The men I know gossip about other people they know getting taken advantage of in car or real estate or business deals, for the most part, but they also gossip if they've heard something on the female grapevine about extra-marital dalliances. I suspect they gossip about women when they're out of our earshot.
We women, on the other hand, don't tend to limit ourselves to just those few categories. We talk about anything and everything we can think of.
I recently learned a painful lesson about this subject. Was going along with someone who initiated a topic in which he was running someone else down. I played along and wrote some hurtful words that I didn't mean. Unfortunately, the person who got mutually run down was someone I love and care about deeply, far more than I even realized at the time. And that person was worth about a hundred times more than the person who initiated the run-down. Well, serves me right. The person who we ran down found out about it and confronted me and was understandably hurt.

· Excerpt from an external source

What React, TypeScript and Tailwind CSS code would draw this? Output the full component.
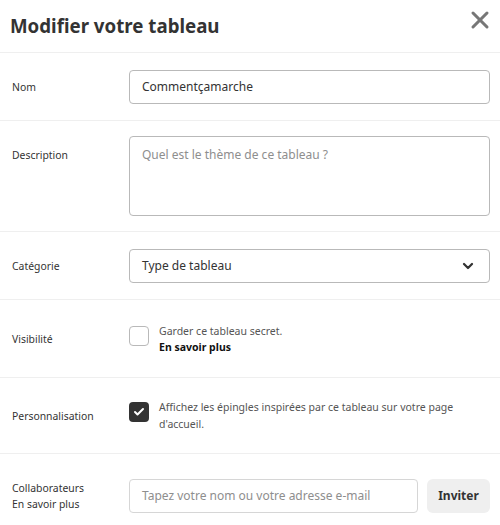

I was far more at fault than the person who initiated the run-down, ultimately, because I participated instead of standing up and telling the initiator my true feelings and making clear where my real loyalty stood. This is going to haunt me for the rest of my life because causing pain to someone I love--and to this loved one in particular-- is the last thing I ever want to do. Even now when I think about this, I get teary and still want to knock myself in the head for being so hurtful and stupid. My husband wasn't pleased with this event, either, because he respects the heck out of the friend I ended up hurting.
This person I love who found out about the run-down has found it in his heart to forgive me, reflecting what I've always known, that he's a far better person than I am. But I remain haunted by the possibility that he could just as well have tossed me into the trash and never spoken to me again, which would have been what I deserved.
Sorry for the long story. I hope it'll help everyone everywhere think before ever talking ugly about someone else. Please don't ever ever do that. It's true that the real character of a person comes out when they think no one else is looking, listening, or reading. I see the fact that my friend found out as a good thing, really, because it taught me such a deep lesson and brought my hurtful foolishness out in the open. But oh my, if I could undo the hurt I did, I would. Randy, if you're out there, this is my way yet again of telling you how sorry I am and how very much I love you. Thank you for being a better person than I could ever begin to be. Thank you for still being friends with me because I don't deserve that honor. I'm awfully glad you have bestowed it on me nonetheless.[SIZE=\"4\"]\"That best portion of a good man\'s life: his little, nameless, unremembered acts of kindness and love.\"[/SIZE]
[align=center]William Wordsworth, English poet (1770 - 1850)[/align]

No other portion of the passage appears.